Capital preservation investment trust Personal Assets (PNL), whose mandate is ‘to protect and increase (in that order) the value of shareholders' funds per share over the long term’, did just that in the first half to the end of October with an increase in net asset value (NAV) of 2.9% compared with a loss of 3.4% for the FTSE All-Share index.
This follows a strong year to the end of April when the trust grew its NAV by 5.3% while the All-Share index collapsed by almost 20%.
The outperformance was largely due to the trust’s high weighting in assets other than equities, including US Treasury Inflation Protected Securities (TIPS) which make up 30% of NAV and UK gilts which make up another 12.6%. Altogether, cash and short-term assets accounted for roughly 58% of assets during the half.

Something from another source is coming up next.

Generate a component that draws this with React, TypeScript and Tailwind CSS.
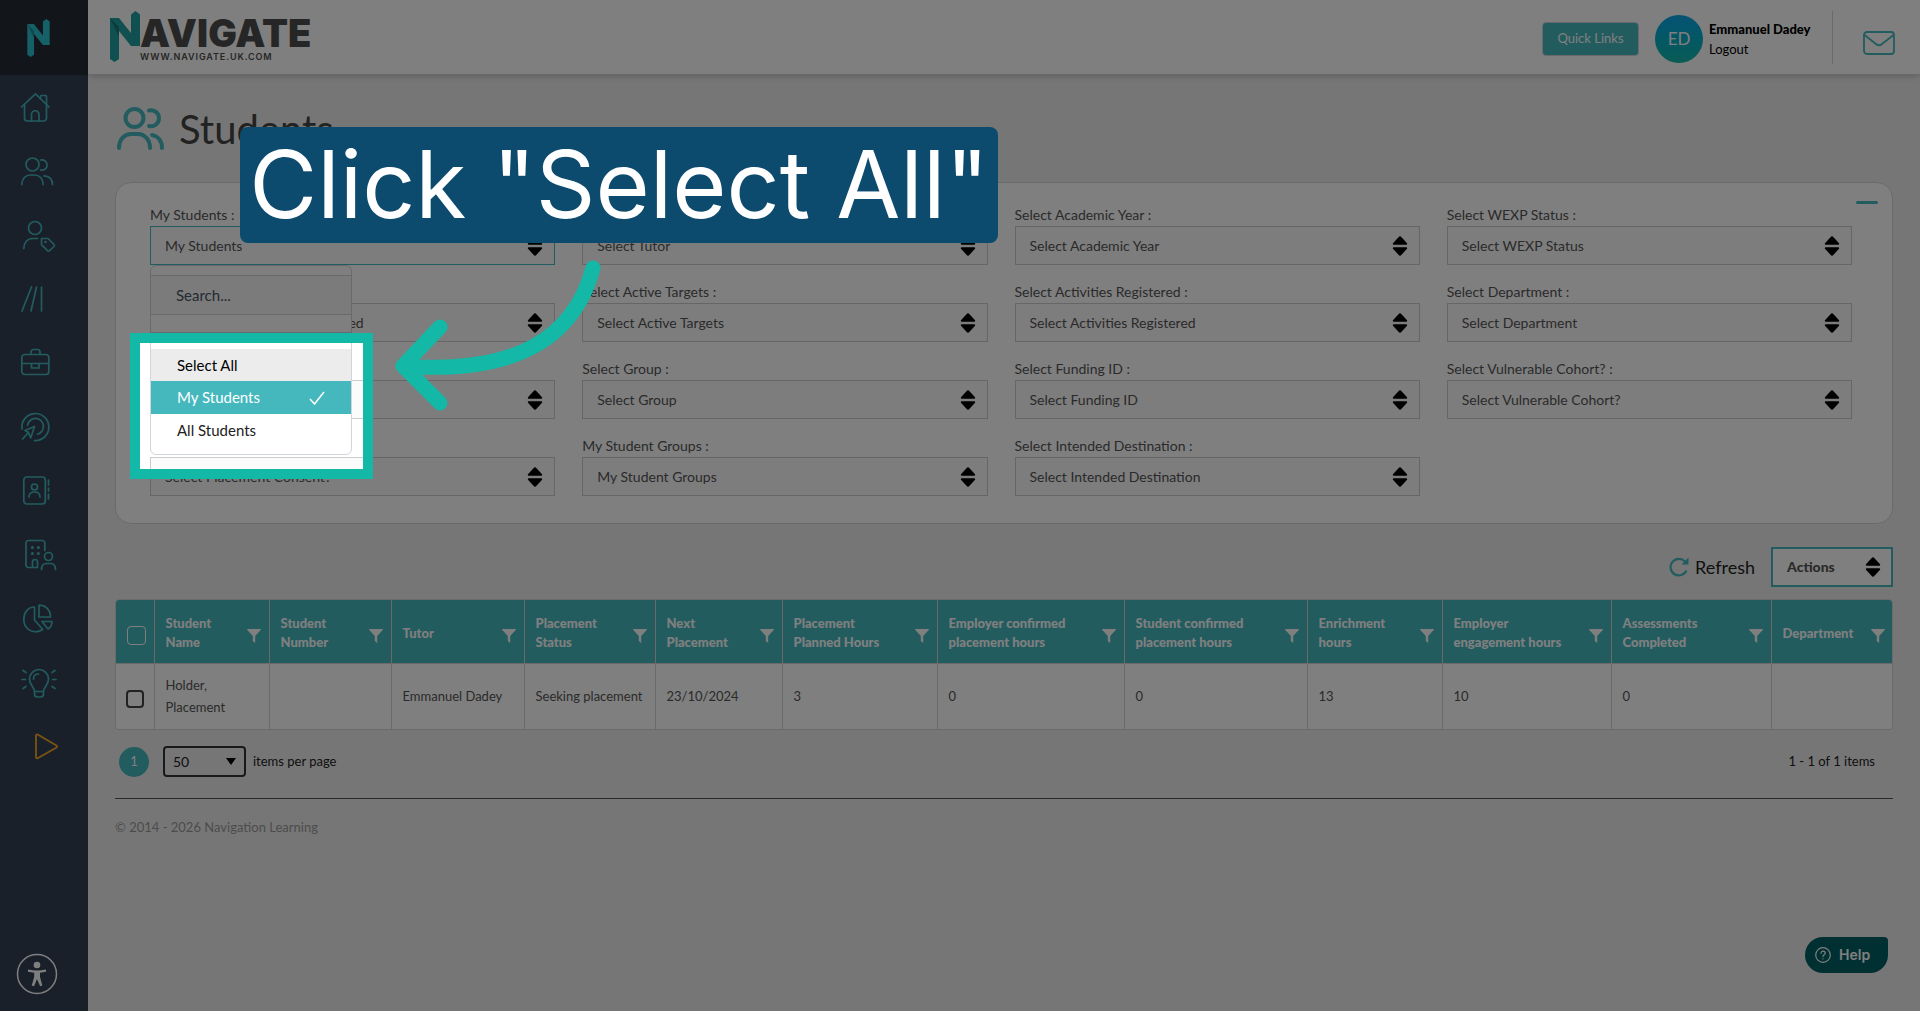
import { ReactNode } from 'react';

interface FilterField {
  id: string;
  label: string;
  value: string;
}

interface Column {
  label: string;
  value: string;
  width: string;
}

const filters: FilterField[] = [
  { id: 'my-students', label: 'My Students', value: 'My Students' },
  { id: 'tutor', label: 'Select Tutor', value: 'Select Tutor' },
  { id: 'academic-year', label: 'Select Academic Year', value: 'Select Academic Year' },
  { id: 'wexp-status', label: 'Select WEXP Status', value: 'Select WEXP Status' },
  { id: 'placement', label: 'Placement Activity', value: 'Select Placement Activity Added' },
  { id: 'active-targets', label: 'Select Active Targets', value: 'Select Active Targets' },
  { id: 'activities', label: 'Select Activities Registered', value: 'Select Activities Registered' },
  { id: 'department', label: 'Select Department', value: 'Select Department' },
  { id: 'course', label: 'Select Course', value: 'Select Course' },
  { id: 'group', label: 'Select Group', value: 'Select Group' },
  { id: 'funding', label: 'Select Funding ID', value: 'Select Funding ID' },
  { id: 'cohort', label: 'Select Vulnerable Cohort?', value: 'Select Vulnerable Cohort?' },
  { id: 'consent', label: 'Placement Consent?', value: 'Select Placement Consent?' },
  { id: 'student-groups', label: 'My Student Groups', value: 'My Student Groups' },
  { id: 'destination', label: 'Select Intended Destination', value: 'Select Intended Destination' },
];

const columns: Column[] = [
  { label: 'Student Name', value: 'Holder, Placement', width: 'w-[115px]' },
  { label: 'Student Number', value: '', width: 'w-[122px]' },
  { label: 'Tutor', value: 'Emmanuel Dadey', width: 'w-[133px]' },
  { label: 'Placement Status', value: 'Seeking placement', width: 'w-[131px]' },
  { label: 'Next Placement', value: '23/10/2024', width: 'w-[127px]' },
  { label: 'Placement Planned Hours', value: '3', width: 'w-[155px]' },
  { label: 'Employer confirmed placement hours', value: '0', width: 'w-[187px]' },
  { label: 'Student confirmed placement hours', value: '0', width: 'w-[183px]' },
  { label: 'Enrichment hours', value: '13', width: 'w-[135px]' },
  { label: 'Employer engagement hours', value: '10', width: 'w-[169px]' },
  { label: 'Assessments Completed', value: '0', width: 'w-[160px]' },
  { label: 'Department', value: '', width: 'w-[122px]' },
];

const navItems: { name: string; icon: ReactNode }[] = [
  {
    name: 'Home',
    icon: (
      <>
        <path d="M1.5 16 15.5 2.8 29 16" />
        <path d="M4.5 13.5V27a3 3 0 0 0 3 3h16a3 3 0 0 0 3-3V8M20.500 7V5.500a1 1 0 0 1 1-1h4a1 1 0 0 1 1 1V13.500" />
        <path d="M11.500 30v-6.500a3.500 3.500 0 0 1 7.500 0V30" />
      </>
    ),
  },
  {
    name: 'Students',
    icon: (
      <>
        <circle cx="12.500" cy="9.500" r="6.500" />
        <path d="M20.500 5a5.200 5.200 0 1 1 0 10M1.800 29.500c0-6 4-9.500 8.700-9.500h4c4.700 0 8.700 3.500 8.700 9.500M24 20.800c5 0 8.500 3.500 8.500 8.700" />
      </>
    ),
  },
  {
    name: 'Student tags',
    icon: (
      <>
        <circle cx="15" cy="9" r="6.500" />
        <path d="M3.800 29.500c0-6 3.700-10 9-10H17.500M21.500 19.500h6.500l6 6c.7.700.7 1.300 0 2l-4.500 4.200c-.7.600-1.300.6-2 0l-6-6z" />
        <circle cx="25.500" cy="23" r=".5" />
      </>
    ),
  },
  { name: 'Courses', icon: <path d="M11.500 4 2 28M16.500 4 11 28M21.500 4v24" /> },
  {
    name: 'Placements',
    icon: (
      <>
        <rect x="1.800" y="7.500" width="27" height="20" rx="3" />
        <path d="M11 7.500V5a2.500 2.500 0 0 1 2.500-2.500h4A2.500 2.500 0 0 1 20 5v2.500M1.800 16.500h27M11.500 16.500V21h7.500v-4.500" />
      </>
    ),
  },
  {
    name: 'Targets',
    icon: (
      <>
        <path d="M2 18A13.500 13.500 0 1 1 14.500 29.500" />
        <path d="M7.500 14.500A8 8 0 1 1 17.500 23.200" />
        <path d="m14.500 15.500-9.500 4 3.500 2-6 6.500M14.500 15.500l-3.800 11.500-2.200-5.500" />
      </>
    ),
  },
  {
    name: 'Contacts',
    icon: (
      <>
        <rect x="3.800" y="2" width="21.500" height="27" rx="3" />
        <circle cx="14.500" cy="12" r="3" />
        <path d="M9 22c0-3.500 2-5 5.500-5s5.500 1.500 5.500 5M28.500 5v5M28.500 13v3M28.500 19v5" />
      </>
    ),
  },
  {
    name: 'Employers',
    icon: (
      <>
        <path d="M24.800 11.500V4a2.500 2.500 0 0 0-2.500-2.500H8.500A2.500 2.500 0 0 0 6 4v22a2.500 2.500 0 0 0 2.500 2.500H17.500V23a2.500 2.500 0 0 0-5 0v5.500" />
        <path d="M12.300 8.500h.1M18.300 8.500h.1M12.300 14.500h.1M18.300 14.500h.1" strokeWidth="3" />
        <circle cx="28.500" cy="17.500" r="4" />
        <path d="M21.500 30.500c0-4 2-6 5-6h4c3 0 5 2 5 6" />
      </>
    ),
  },
  {
    name: 'Reports',
    icon: (
      <>
        <path d="M14.500 4C8 4 3.800 9.500 3.800 16.500s5.200 12.300 12 12.300c2.500 0 5-.8 7-2.300L14.500 17z" />
        <path d="M19 2.200c6.500 0 11.500 4.500 11.500 11.800H19zM22 18.500h10c0 3-1.500 6-4 7.500z" />
      </>
    ),
  },
  {
    name: 'Ideas',
    icon: (
      <>
        <path d="M14.500 24.500c0-4.500-5-6-5-12.500a9.500 9.500 0 0 1 19 0c0 6.500-5 8-5 12.500zM14.500 24.500V27a3 3 0 0 0 3 3h3a3 3 0 0 0 3-3v-2.500" />
        <path d="M13.500 12c0-3 2-5 5-5M2 12.500h3.500M32.500 12.500H36M3 3.500l3 2M35 3.500l-3 2M3 21.500l3-2M35 21.500l-3-2" />
      </>
    ),
  },
];

const NavigateMark = ({ className }: { className: string }) => (
  <svg viewBox="0 0 30 51" className={className} aria-hidden="true">
    <path d="M0 7h9v41l-4.500 3L0 48z" fill="currentColor" />
    <path d="M21 3.500 25.500 0 30 3.500V35h-9z" fill="currentColor" />
    <path d="M0 7h9l12 15 9 13h-9L9 20z" fill="currentColor" />
    <path d="M0 7l9 9v10z" fill="#000" opacity=".25" />
  </svg>
);

const SortArrows = () => (
  <svg viewBox="0 0 16 20" className="pointer-events-none absolute top-1/2 right-3 h-5 w-4 -translate-y-1/2" aria-hidden="true">
    <path d="M6.500 1.200a2 2 0 0 1 3 0L14.800 7c.8.900.4 1.800-.6 1.800H1.800C.8 8.800.4 7.900 1.200 7zM6.500 18.800a2 2 0 0 0 3 0l5.300-5.800c.8-.9.400-1.800-.6-1.800H1.800c-1 0-1.400.9-.6 1.800z" />
  </svg>
);

const Sidebar = () => (
  <nav className="flex w-22 shrink-0 flex-col bg-[#344055]">
    <a href="#home" aria-label="Navigate" className="flex h-[75px] items-center bg-[#252c36] pl-[27px]">
      <NavigateMark className="h-[38px] w-[23px] text-[#2cc0cf]" />
    </a>
    {navItems.map((item) => (
      <a key={item.name} href="#nav" aria-label={item.name} className="flex h-16 items-center pl-5 text-[#44b8be]">
        <svg viewBox="0 0 40 32" className="h-8 w-10 overflow-visible" fill="none" stroke="currentColor" strokeWidth="1.700" strokeLinecap="round" strokeLinejoin="round">
          {item.icon}
        </svg>
      </a>
    ))}
    <a href="#videos" aria-label="Videos" className="flex h-16 items-center pl-5 text-[#f7a823]">
      <svg viewBox="0 0 40 32" className="h-8 w-10" fill="none" stroke="currentColor" strokeWidth="1.800" strokeLinejoin="round">
        <path d="M16 4.500c0-1 .8-1.500 1.600-1L36.500 14.500c.8.500.8 1.500 0 2L17.600 27.200c-.8.400-1.600 0-1.600-1z" />
      </svg>
    </a>
    <button aria-label="Accessibility" className="mt-auto mb-4 ml-4 h-[42px] w-[42px] text-white">
      <svg viewBox="0 0 42 42" fill="currentColor">
        <circle cx="21" cy="21" r="19.500" fill="none" stroke="currentColor" strokeWidth="1.500" />
        <circle cx="21" cy="12" r="3.300" />
        <path d="M12 16.500c6 1.300 12 1.300 18 0v2.200l-6 1V24l2.300 8.500-2.200.7L21 26l-3 7.200-2.300-.7L18.200 24v-4.300l-6.200-1z" />
      </svg>
    </button>
  </nav>
);

const Header = () => (
  <header className="flex h-[75px] items-center border-b border-gray-300 bg-white pr-[25px] pl-[22px] shadow-md">
    <div className="flex">
      <NavigateMark className="h-[51px] w-[30px] text-[#20a0a0]" />
      <div className="pt-2">
        <div className="font-[Inter] text-[38px] leading-7 font-black text-[#4d4d4d]">AVIGATE</div>
        <div className="mt-1 font-[Inter] text-[9px] leading-3 font-semibold tracking-widest text-[#4d4d4d]">WWW.NAVIGATE.UK.COM</div>
      </div>
    </div>
    <button className="mt-1 ml-auto h-[34px] w-[97px] rounded border border-gray-300 bg-[#44b8be] text-[13px] text-white">Quick Links</button>
    <div className="mt-1 ml-4 flex h-12 w-12 items-center justify-center rounded-full bg-linear-to-b from-[#0ea5e9] to-[#14b8a6] text-[17px] text-white">ED</div>
    <div className="mt-1 ml-1.5 w-[123px] text-[13px] leading-5 text-black">
      <div className="font-black">Emmanuel Dadey</div>
      <a href="#logout">Logout</a>
    </div>
    <div className="h-[53px] border-l border-gray-300" />
    <a href="#messages" aria-label="Messages" className="mt-3 ml-[30px] text-[#44b8be]">
      <svg viewBox="0 0 32 24" className="h-6 w-8" fill="none" stroke="currentColor" strokeWidth="1.800" strokeLinejoin="round">
        <rect x="1" y="1" width="30" height="22" rx="3" />
        <path d="m1.500 4 11.500 9c2 1.700 4 1.700 6 0l11.500-9" />
      </svg>
    </a>
  </header>
);

const StudentsMenu = () => (
  <div className="absolute top-full left-0 z-10 w-[202px] rounded-md border border-gray-300 bg-white pt-[9px] pb-2">
    <input type="text" aria-label="Search students" placeholder="Search..." className="block h-10 w-full border-y border-gray-300 bg-[#f7f7f7] px-[25px] text-[15px] placeholder:text-gray-600" />
    <div className="h-[18px] border-b border-gray-300" />
    <ul className="pt-4 text-[15px]">
      <li><button className="h-8 w-full bg-[#ececec] px-[26px] text-left text-black">Select All</button></li>
      <li>
        <button className="flex h-[33px] w-full items-center justify-between bg-[#45b8be] px-[26px] text-left text-white">
          My Students
          <svg viewBox="0 0 16 14" className="h-3.5 w-4" fill="none" stroke="currentColor" strokeWidth="1.500">
            <path d="m1 8 4.500 5L15 1" />
          </svg>
        </button>
      </li>
      <li><button className="h-8 w-full px-[26px] text-left text-[#222222]">All Students</button></li>
    </ul>
  </div>
);

const FilterSelect = ({ field }: { field: FilterField }) => {
  const active = field.id === 'my-students';
  return (
    <div className="relative">
      <label htmlFor={field.id} className="block h-[22px] text-sm leading-[22px] text-[#555555]">{field.label} :</label>
      <div className="relative">
        <select
          id={field.id}
          className={`block h-[39px] w-full appearance-none border bg-[#fbfbfb] px-3.5 text-sm text-[#555555] ${active ? 'border-[#44b8be]' : 'border-[#cccccc]'}`}
        >
          <option>{field.value}</option>
        </select>
        <SortArrows />
      </div>
      {active && <StudentsMenu />}
    </div>
  );
};

const FilterPanel = () => (
  <section className="relative rounded-2xl border border-[#d5d5d5] bg-white pt-[21px] pr-10 pb-[27px] pl-[34px]">
    <button aria-label="Collapse filters" className="absolute top-[18px] right-3.5 h-[3px] w-[22px] rounded-full bg-[#44b8be]" />
    <div className="grid grid-cols-4 gap-x-[27px] gap-y-4">
      {filters.map((field) => <FilterSelect key={field.id} field={field} />)}
    </div>
  </section>
);

const StudentsTable = () => (
  <div className="overflow-hidden rounded border border-[#d5d5d5] bg-white">
    <table className="w-full table-fixed text-[13px]">
      <thead className="bg-[#44b8be] text-white">
        <tr className="h-[63px]">
          <th className="w-[38px] border-r border-[#d5d5d5] pt-2 pl-1">
            <input type="checkbox" aria-label="Select all rows" className="h-[19px] w-[19px] appearance-none rounded border border-white align-middle" />
          </th>
          {columns.map((column) => (
            <th key={column.label} className={`border-r border-[#d5d5d5] pt-1 pr-2 pl-[11px] text-left font-black last:border-r-0 ${column.width}`}>
              <div className="flex items-center justify-between gap-4">
                <span className="leading-[19px]">{column.label}</span>
                <button aria-label={`Filter ${column.label}`} className="mt-1.5 shrink-0">
                  <svg viewBox="0 0 14 14" className="h-3.5 w-3.5" fill="currentColor">
                    <path d="M.5 0h13c.6 0 .5.600.2 1L8.200 7v7L5.800 12V7L.3 1C0 .6 0 0 .5 0z" />
                  </svg>
                </button>
              </div>
            </th>
          ))}
        </tr>
      </thead>
      <tbody className="text-[#555555]">
        <tr className="h-[66px] border-t border-[#d5d5d5]">
          <td className="border-r border-[#d5d5d5] pt-1 text-center">
            <input type="checkbox" aria-label="Select Holder, Placement" className="h-[18px] w-[18px] appearance-none rounded border-2 border-[#444444] align-middle" />
          </td>
          {columns.map((column) => (
            <td key={column.label} className="border-r border-[#d5d5d5] pl-[11px] leading-[22px] last:border-r-0">{column.value}</td>
          ))}
        </tr>
      </tbody>
    </table>
  </div>
);

// Dims the page around the menu and points at the option to press
const Walkthrough = () => (
  <div className="pointer-events-none absolute inset-0 z-20 overflow-hidden">
    <div className="absolute top-[333px] left-[130px] h-[146px] w-[243px] border-10 border-[#14b8a6] shadow-[0_0_0_2400px_rgba(0,0,0,0.5)]" />
    <div className="absolute top-[127px] left-60 flex h-[116px] w-[758px] items-center justify-center rounded-lg bg-[#0c4a6e] font-[Inter] text-[93px] whitespace-nowrap text-white">
      Click "Select All"
    </div>
    <svg viewBox="0 0 220 160" className="absolute top-[255px] left-[390px] h-40 w-[220px]" fill="none" stroke="#14b8a6" strokeWidth="15" strokeLinecap="round" strokeLinejoin="round">
      <path d="M203 13C185 80 130 120 13 111M50 72 13 111 50 148" />
    </svg>
  </div>
);

const App = () => {
  return (
    <div className="relative flex min-h-screen overflow-hidden bg-[#ededed] font-[Lato,sans-serif]">
      <Sidebar />
      <div className="min-w-0 flex-1">
        <Header />
        <main className="px-[27px] pt-7">
          <h1 className="mb-7 flex h-[51px] items-center gap-3.5 text-[40px] text-[#444444]">
            <svg viewBox="0 0 50 46" className="h-[46px] w-[50px] text-[#44b8be]" fill="none" stroke="currentColor" strokeWidth="4" strokeLinecap="round">
              <circle cx="19.500" cy="12" r="9" />
              <path d="M34 4.500a8 8 0 1 1 0 15.500M4 42c0-9 6-14 12-14h7c6 0 12 5 12 14M37 29c6 1 10 6 10 13" />
            </svg>
            Students
          </h1>
          <FilterPanel />
          <div className="mt-[23px] mb-3 flex items-center justify-end gap-4">
            <button className="flex items-center gap-1.5 text-lg text-[#222222]">
              <svg viewBox="0 0 20 20" className="h-5 w-5 text-[#44b8be]" fill="none" stroke="currentColor" strokeWidth="2.200">
                <path d="M17.500 13.500A8.300 8.300 0 1 1 16 4.500" />
                <path d="M19.500.5v7h-7z" fill="currentColor" stroke="none" />
              </svg>
              Refresh
            </button>
            <div className="relative">
              <select aria-label="Actions" className="block h-10 w-[122px] appearance-none border-2 border-[#44b8be] bg-white px-3.5 text-sm font-black text-[#555555]">
                <option>Actions</option>
              </select>
              <SortArrows />
            </div>
          </div>
          <StudentsTable />
          <div className="mt-4 flex items-center pr-[18px] pl-1 text-[13px] text-[#222222]">
            <button className="h-[30px] w-[30px] rounded-full bg-[#44b8be] text-white">1</button>
            <div className="relative mr-[7px] ml-3.5">
              <select id="page-size" className="block h-[31px] w-[83px] appearance-none rounded border-2 border-[#333333] px-2 text-sm">
                <option>50</option>
              </select>
              <svg viewBox="0 0 10 7" className="pointer-events-none absolute top-3 right-2.5 h-[7px] w-2.5" aria-hidden="true">
                <path d="M0 0h10L5 7z" />
              </svg>
            </div>
            <label htmlFor="page-size">items per page</label>
            <span className="ml-auto">1 - 1 of 1 items</span>
          </div>
          <footer className="mt-[21px] border-t border-[#555555] pt-4 text-[13px] leading-6 text-[#999999]">© 2014 - 2026 Navigation Learning</footer>
        </main>
      </div>
      <button className="absolute right-8 bottom-[38px] flex h-9 w-[83px] items-center gap-2 rounded-tl-[18px] rounded-tr rounded-br-[18px] rounded-bl-[18px] bg-[#006064] pl-2.5 font-[Inter] text-sm font-semibold text-white">
        <svg viewBox="0 0 16 16" className="h-4 w-4" fill="none" stroke="currentColor" strokeWidth="1.200" strokeLinecap="round">
          <circle cx="8" cy="8" r="7.300" />
          <path d="M6 6.300c0-3 4.200-2.600 4.200-.1C10.200 7.800 8 7.700 8 9.400M8 11.700v.1" />
        </svg>
        Help
      </button>
      <Walkthrough />
    </div>
  );
};

export default App;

Manager Sebastian Lyon of Troy Asset Management, who has run the trust for over a decade, described his portfolio activity during the period as ‘modest’ despite the wild gyrations in stock markets.
Coca-Cola, a holding since 2009, was sold ‘due to what we believed to be persistent headwinds to volume growth over the long term’ on top of ‘the more immediate threat to its cash flows from Coke's out-of-home consumption’ due to repeated lockdowns of the hospitality sector. The trust also sold its residual holding in Irn-Bru maker AG Barr (BAG).
Weightings in top 10 holdings American Express and Visa were increased as Lyon sees more businesses digitising payments between themselves as well as a rise in consumer spending as economies begin to reopen.
Stock | Sector | Weighting |
Microsoft | Technology | 5.2% |
Alphabet | Technology | 4.1% |
Unilever | Food Producer | 3.7% |
Nestle | Food Producer | 3.7% |
Philip Morris | Tobacco | 2.8% |
Visa | Financial Services | 2.8% |
Diageo | Beverages | 2.5% |
Medtronic | Healthcare | 2.4% |
American Express | Financial Services | 2.1% |
British American Tobacco | Tobacco | 2.1% |
Top 10 Holdings | 31.4% | |
Total Equity Holdings | 42.2% |
A new position was opened in US medical device supplier Becton Dickinson, which has ‘a wonderfully diversified portfolio of small-ticket, repeat purchase items that are indispensable to healthcare globally’. The shares were acquired ‘at an attractive valuation following a prolonged period of dull performance’.
As well as the firm’s strong competitive position and the increasing demand for medical devices in both developed markets with aging populations and developing markets, where the provision of healthcare is becoming more sophisticated, Lyon backs the new chief executive’s drive ‘to bring digital capabilities to bear on Becton's portfolio’.